Be dedicated about connecting with loved ones within and outside the immediate family. Include family members who don't live in your home to make the circle wider.

Build personal and family competence

There are many ways to build competence and develop skills that can help you get through your current challenges. For instance, involve the family in a problem-solving approach to challenges, where you talk through problems; break them down into smaller chunks; brainstorm creative solutions together; negotiate the solutions that will work best for everyone; and take small, steady steps towards your goals.

Role-model competence. Demonstrating patience with yourself will show your children how to do the same. Just being your best self—whatever that best self is in that moment given the circumstances—will inspire others. As you strive to do your best remember to keep your expectations realistic. A crisis can make it hard to keep up our usual standards in what we think, feel, or do. You may need to adapt your expectations of what a good day is, and of what you demand from yourself.

Foster hope

It is natural that families may be scared, in shock, angry, sorrowful or discouraged following school shootings. This is particularly true for those in the communities where the violence took place. Focusing on the ways you and your family are safe or strong can help to foster hope. You can also discuss positive things that you see others doing, ways you believe that the situation will become better with time, or ways in which you are grateful. Ask others in your life to share how they have maintained hope or seen things from a more hopeful perspective. Highlight that many people are working hard to keep schools safe and help people recover.

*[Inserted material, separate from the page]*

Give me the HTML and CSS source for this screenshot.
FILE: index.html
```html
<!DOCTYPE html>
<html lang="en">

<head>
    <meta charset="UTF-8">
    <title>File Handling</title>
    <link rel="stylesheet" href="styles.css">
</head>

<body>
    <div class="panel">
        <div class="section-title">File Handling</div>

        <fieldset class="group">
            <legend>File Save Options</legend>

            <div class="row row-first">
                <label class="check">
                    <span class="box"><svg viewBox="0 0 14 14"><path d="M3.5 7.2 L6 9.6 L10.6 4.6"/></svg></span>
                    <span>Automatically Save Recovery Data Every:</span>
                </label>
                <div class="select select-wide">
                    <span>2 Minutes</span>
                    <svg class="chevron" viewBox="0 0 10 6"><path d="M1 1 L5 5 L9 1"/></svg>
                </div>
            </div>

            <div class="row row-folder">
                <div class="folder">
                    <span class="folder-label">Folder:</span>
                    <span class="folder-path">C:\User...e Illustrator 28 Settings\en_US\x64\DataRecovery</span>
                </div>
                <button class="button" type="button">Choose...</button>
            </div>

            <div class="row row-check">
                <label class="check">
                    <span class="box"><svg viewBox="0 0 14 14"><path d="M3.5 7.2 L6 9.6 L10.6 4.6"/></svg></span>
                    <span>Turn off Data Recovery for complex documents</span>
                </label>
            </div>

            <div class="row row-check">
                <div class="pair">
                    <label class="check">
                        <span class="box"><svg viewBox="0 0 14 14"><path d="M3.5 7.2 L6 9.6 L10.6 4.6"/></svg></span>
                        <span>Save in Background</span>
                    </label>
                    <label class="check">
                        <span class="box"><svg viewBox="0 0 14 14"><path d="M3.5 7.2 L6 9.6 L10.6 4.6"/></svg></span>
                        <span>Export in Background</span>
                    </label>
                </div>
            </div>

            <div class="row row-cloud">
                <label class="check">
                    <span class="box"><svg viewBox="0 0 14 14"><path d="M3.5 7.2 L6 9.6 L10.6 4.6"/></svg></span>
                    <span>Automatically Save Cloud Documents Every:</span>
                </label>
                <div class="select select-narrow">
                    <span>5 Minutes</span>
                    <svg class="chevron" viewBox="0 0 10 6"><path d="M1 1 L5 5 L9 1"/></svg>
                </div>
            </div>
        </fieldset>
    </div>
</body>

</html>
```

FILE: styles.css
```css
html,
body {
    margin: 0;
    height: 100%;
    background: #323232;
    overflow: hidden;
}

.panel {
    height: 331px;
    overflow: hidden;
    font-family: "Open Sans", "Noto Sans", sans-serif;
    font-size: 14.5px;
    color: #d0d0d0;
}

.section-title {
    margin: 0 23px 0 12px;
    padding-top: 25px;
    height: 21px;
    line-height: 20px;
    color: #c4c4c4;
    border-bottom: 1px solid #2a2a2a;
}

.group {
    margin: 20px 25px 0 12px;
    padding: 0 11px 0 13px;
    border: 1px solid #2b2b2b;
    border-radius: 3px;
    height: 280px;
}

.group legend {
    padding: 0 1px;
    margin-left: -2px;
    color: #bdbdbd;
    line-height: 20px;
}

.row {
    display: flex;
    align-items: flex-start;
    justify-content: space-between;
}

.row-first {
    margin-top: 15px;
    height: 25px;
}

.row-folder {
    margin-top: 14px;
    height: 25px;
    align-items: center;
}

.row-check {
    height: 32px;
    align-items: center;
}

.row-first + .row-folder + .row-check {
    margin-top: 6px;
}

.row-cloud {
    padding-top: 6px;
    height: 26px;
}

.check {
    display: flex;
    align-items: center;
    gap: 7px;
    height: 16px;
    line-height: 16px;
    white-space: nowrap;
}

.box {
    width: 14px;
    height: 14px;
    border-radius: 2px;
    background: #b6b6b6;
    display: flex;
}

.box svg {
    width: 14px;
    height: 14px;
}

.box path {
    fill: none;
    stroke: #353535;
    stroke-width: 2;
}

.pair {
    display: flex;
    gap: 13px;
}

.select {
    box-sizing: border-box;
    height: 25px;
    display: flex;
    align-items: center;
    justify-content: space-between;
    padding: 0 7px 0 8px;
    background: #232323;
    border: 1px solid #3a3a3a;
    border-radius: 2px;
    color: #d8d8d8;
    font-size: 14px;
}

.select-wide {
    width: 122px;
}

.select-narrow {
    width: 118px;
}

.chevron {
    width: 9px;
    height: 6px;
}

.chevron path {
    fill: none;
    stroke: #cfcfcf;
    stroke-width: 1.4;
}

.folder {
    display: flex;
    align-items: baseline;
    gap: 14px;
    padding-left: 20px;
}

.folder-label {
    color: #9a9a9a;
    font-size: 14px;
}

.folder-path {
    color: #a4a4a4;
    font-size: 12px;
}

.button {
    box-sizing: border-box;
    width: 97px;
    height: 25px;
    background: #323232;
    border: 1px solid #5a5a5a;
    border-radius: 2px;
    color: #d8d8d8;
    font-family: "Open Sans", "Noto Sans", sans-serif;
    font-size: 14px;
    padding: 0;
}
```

Many people turn to their values or beliefs as a way to make meaning or raise hope in a difficult time. For some, that might mean helping others or engaging in protest and activism. Others who have faith in a higher power spend more time in activities that foster those beliefs, like prayer, meditation, reading or reflection. Researchers have found that resilient families share open communication about feelings, engage in group problem-solving, make meaning in the face of adversity, share their hopes in overcoming challenges, encourage each other, and work to tolerate uncertainty. They also find ways to transform adversity through beliefs, positive growth, spirituality or religion.


The strategies you choose can make a difference in maintaining hope, ability to endure, connectedness, ability to remain calm, and sense of safety. As you practice these actions, adapt them to your current circumstances. Do your best from moment to moment and remember that you don't need to be perfect or steady at all times. Try to be kind to yourself and remember that anything you do to role model these strategies will help your children grow and be able to help others as friends or caregivers themselves.

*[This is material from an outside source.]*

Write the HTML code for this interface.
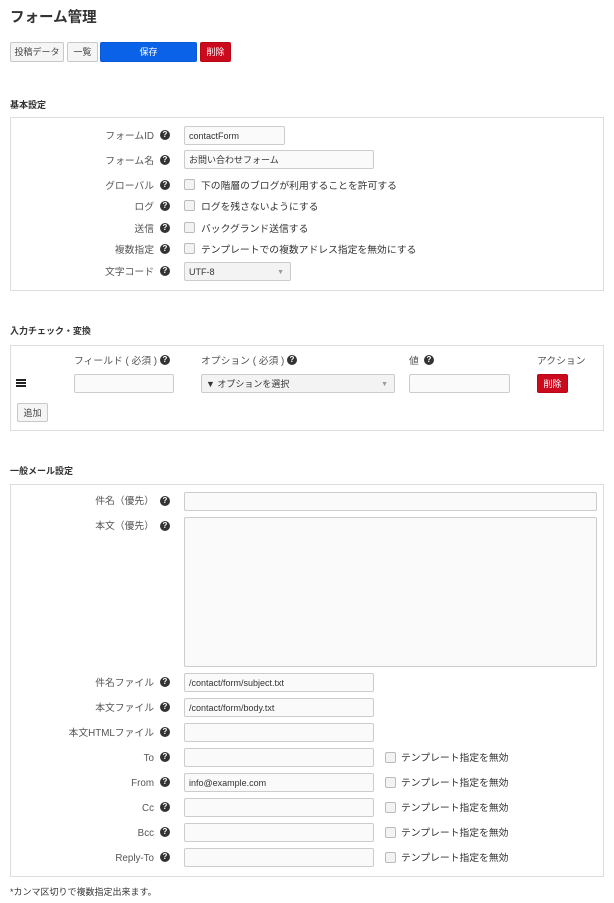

People who are more directly affected by the shooting or those with previous histories of trauma or prior mental health conditions may need to get more tailored or individual support. Meeting with others who have faced similar challenges can help, however, mental health treatment may also be needed. If you feel very distressed or unable to function, contact a medical or mental health provider. There are effective treatments for acute stress disorder, PTSD, and complicated grief—all problems that can develop after a trauma. The sooner you get help, the sooner you will start to feel better.